Monday, August 01, 2016

“Yes, and…”

Who knew improvisatory comedy could be useful in higher ed?

I’ve been a fan of “improv” for years.  I have decided opinions on the merits of the various hosts and cast members of “Whose Line Is It Anyway?,” and have seen a few subsets of the cast live.  (For my money, Clive Anderson and Aisha Tyler are the best hosts; Drew Carey was nearly unwatchable.)  Podcasting has proven itself a great medium for improv, given its flexible time limits: I happily recommend any episode of “Comedy Bang Bang” in which Paul F. Tompkins portrays Andrew Lloyd Webber, or Jessica St. Clair plays Marissa Wompler.  (“Womp It Up!”)  Recently my brother referred me to “The Dollop,” a podcast that combines American history with improvisatory comedy.  It’s uneven, but the episode about “Disco Demolition Night” and the career of Bill Veeck nearly made me drive off the road laughing.

The key to improv is “yes, and…”  Each member of the troupe has to follow on what the previous one said or did.  If A says she’s receiving signals from Alpha Centauri in her fillings, B has to accept that and build on it.  It’s a sort of mandatory leap of faith.  Sometimes it works and sometimes it doesn’t, but when it does, it builds a sort of infectious momentum. An improviser confident that her partner will follow “yes, and…” will be more willing to take risks.

At the workshop last week, Sandy Shugart, the president of Valencia Community College in Florida, offered “yes, and…” as a way to build infectious momentum on campus.  He was discussing the tonal challenge of acknowledging real issues without implicitly disparaging the people who’ve been working on them for years.  That can be harder than it sounds.  At Holyoke, the first time I asked the math department about low developmental math pass rates, their knee-jerk response was to deny blame.  I wasn’t blaming, but they were so accustomed to being attacked that they assumed that even a simple question must signify a hostile agenda.  It took years to get past that defensiveness.  We did, but it took time.
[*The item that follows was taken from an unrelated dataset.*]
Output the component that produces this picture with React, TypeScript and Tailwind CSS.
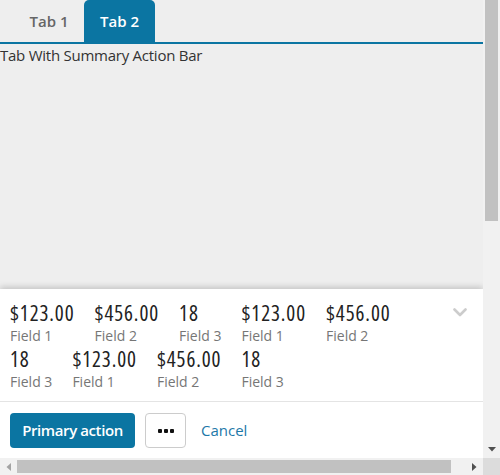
import React from "react";

const items = [
  { v: "$123.00", l: "Field 1" },
  { v: "$456.00", l: "Field 2" },
  { v: "18", l: "Field 3" },
  { v: "$123.00", l: "Field 1" },
  { v: "$456.00", l: "Field 2" },
  { v: "18", l: "Field 3" },
  { v: "$123.00", l: "Field 1" },
  { v: "$456.00", l: "Field 2" },
  { v: "18", l: "Field 3" },
];

function SummaryItem({ v, l }: { v: string; l: string }) {
  return (
    <div className="flex flex-col">
      <div className="text-[21px] leading-[24px] font-medium text-[#222222] [font-stretch:75%] tracking-[0.9px]">{v}</div>
      <div className="text-[14px] leading-[22px] text-[#767676]">{l}</div>
    </div>
  );
}

export default function App() {
  return (
    <div className="w-[500px] h-[475px] flex flex-col overflow-hidden bg-[#eeeeee] font-['Open_Sans','Noto_Sans',sans-serif]">
      <div className="flex flex-1 min-h-0">
        <div className="flex-1 flex flex-col min-w-0">
          <div className="flex pl-[14px] h-[44px] border-b-2 border-[#0b75a2]">
            <div className="w-[70px] flex items-center justify-center text-[15px] font-semibold text-[#666666]">Tab 1</div>
            <div className="w-[71px] flex items-center justify-center text-[15px] font-semibold text-white bg-[#0b75a2] rounded-t-[5px]">Tab 2</div>
          </div>
          <div className="text-[15px] leading-[20px] text-[#333333] pt-[1px] tracking-[-0.25px]">Tab With Summary Action Bar</div>
          <div className="flex-1" />
          <div className="bg-white shadow-[0_-2px_6px_rgba(0,0,0,0.18)]">
            <div className="flex items-start pl-[10px] pr-[16px] pt-[12px] pb-[8px]">
              <div className="flex-1 flex flex-wrap gap-x-[20px] max-w-[430px]">
                {items.map((it, i) => (
                  <SummaryItem key={i} v={it.v} l={it.l} />
                ))}
              </div>
              <div className="ml-auto pt-[7px]">
                <svg width="14" height="9" viewBox="0 0 14 9">
                  <path d="M1.5 1.5 L7 7 L12.5 1.5" fill="none" stroke="#cccccc" strokeWidth="2.6" strokeLinecap="round" strokeLinejoin="round" />
                </svg>
              </div>
            </div>
            <div className="border-t border-[#e4e4e4] flex items-center gap-[10px] pl-[10px] pt-[11px] pb-[10px]">
              <button className="h-[35px] w-[125px] rounded-[4px] bg-[#0b75a2] text-white text-[15px] font-semibold tracking-[-0.4px]">Primary action</button>
              <button className="h-[35px] w-[41px] rounded-[4px] border border-[#cccccc] bg-white flex items-center justify-center gap-[2px]">
                <span className="w-[4px] h-[4px] bg-[#111111] rounded-[1px]" />
                <span className="w-[4px] h-[4px] bg-[#111111] rounded-[1px]" />
                <span className="w-[4px] h-[4px] bg-[#111111] rounded-[1px]" />
              </button>
              <span className="ml-[5px] text-[15px] text-[#1d78a8]">Cancel</span>
            </div>
          </div>
        </div>
        <div className="w-[17px] bg-[#f1f1f1] flex flex-col items-center">
          <div className="w-[13px] h-[221px] bg-[#c1c1c1]" />
          <div className="flex-1" />
          <div className="h-[17px] flex items-center justify-center">
            <svg width="8" height="5" viewBox="0 0 8 5"><path d="M0 0 H8 L4 4.5 Z" fill="#505050" /></svg>
          </div>
        </div>
      </div>
      <div className="h-[17px] flex">
        <div className="flex-1 bg-[#f1f1f1] flex items-center">
          <div className="w-[17px] flex items-center justify-center">
            <svg width="5" height="8" viewBox="0 0 5 8"><path d="M5 0 V8 L0.5 4 Z" fill="#a3a3a3" /></svg>
          </div>
          <div className="w-[434px] h-[13px] bg-[#c1c1c1]" />
          <div className="flex-1 flex items-center justify-end pr-[6px]">
            <svg width="5" height="8" viewBox="0 0 5 8"><path d="M0 0 V8 L4.5 4 Z" fill="#505050" /></svg>
          </div>
        </div>
        <div className="w-[17px] bg-[#dcdcdc]" />
      </div>
    </div>
  );
}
Had I opened with “I know you’ve been concerned about developmental pass rates.  Could you bring me up to speed on what you’ve been doing about it so far?,” we might have been able to get to the productive stage more quickly.  That’s a version of “yes, and.”  It opens with an explicit assumption of good faith, and sets the stage for working together.  Instead of focusing on sussing out a sinister hidden agenda, we could skip directly to trying the next thing.  

As he spoke, I realized that “yes, and…” is a conceptual cousin of “mindset.”  “Mindset,” drawing on the work of Carol Dweck, is all the rage in the community college world.  It rests on drawing a distinction between two concepts of intelligence.  In the traditional, “fixed” view, people have a certain IQ or a certain level of intelligence, and that’s what they have.  They can’t change it.  If you’re “not a math person,” then nothing will make you one.  The “mindset” school argues that intelligence is a muscle, and it can grow stronger with use.  Struggling to learn something isn’t a sign of failure; it’s a necessary step in intellectual growth.  We routinely accept that logic in the context of physical exercise, so it’s a short step to apply it to mental exercise.

Dweck and her acolytes have shown convincingly that a negative “fixed” mindset can be self-fulfilling.  If I think there’s no point in trying, I won’t try, and I won’t improve.  (If coerced, I might try in a really foot-dragging sort of way, fail, and take the failure as confirmation.)  But if I think that I can get better with practice, I’m likelier to practice.  There’s a reason to try.  Changing mindsets upfront can lead to self-fulfilling forward progress.

In other words, we have “mindset” work to do on our own campuses.  We can do a better job if we’re open to the possibility that it can happen, and that our own efforts matter.  That means starting by acknowledging the work that has already been done, and by taking pains to point out the progress that has already happened.  Instead of the usual “fork in the road” message, start with an appreciative acknowledgement of infectious momentum.  Then take it to the next level, and the next, and the next.

Neither “yes, and…” nor mindset will work every single time.  Nothing will.  But they’re much likelier to work than what we’ve been doing.  Improvisation requires a level of trust that people who rely on traditional models of strategic planning may find naive or opaque, but I’m okay with that.  The bigger laughs require bigger risks.  We may surprise ourselves.  Given how much our success matters for our students and our communities, I think it’s worth the risk.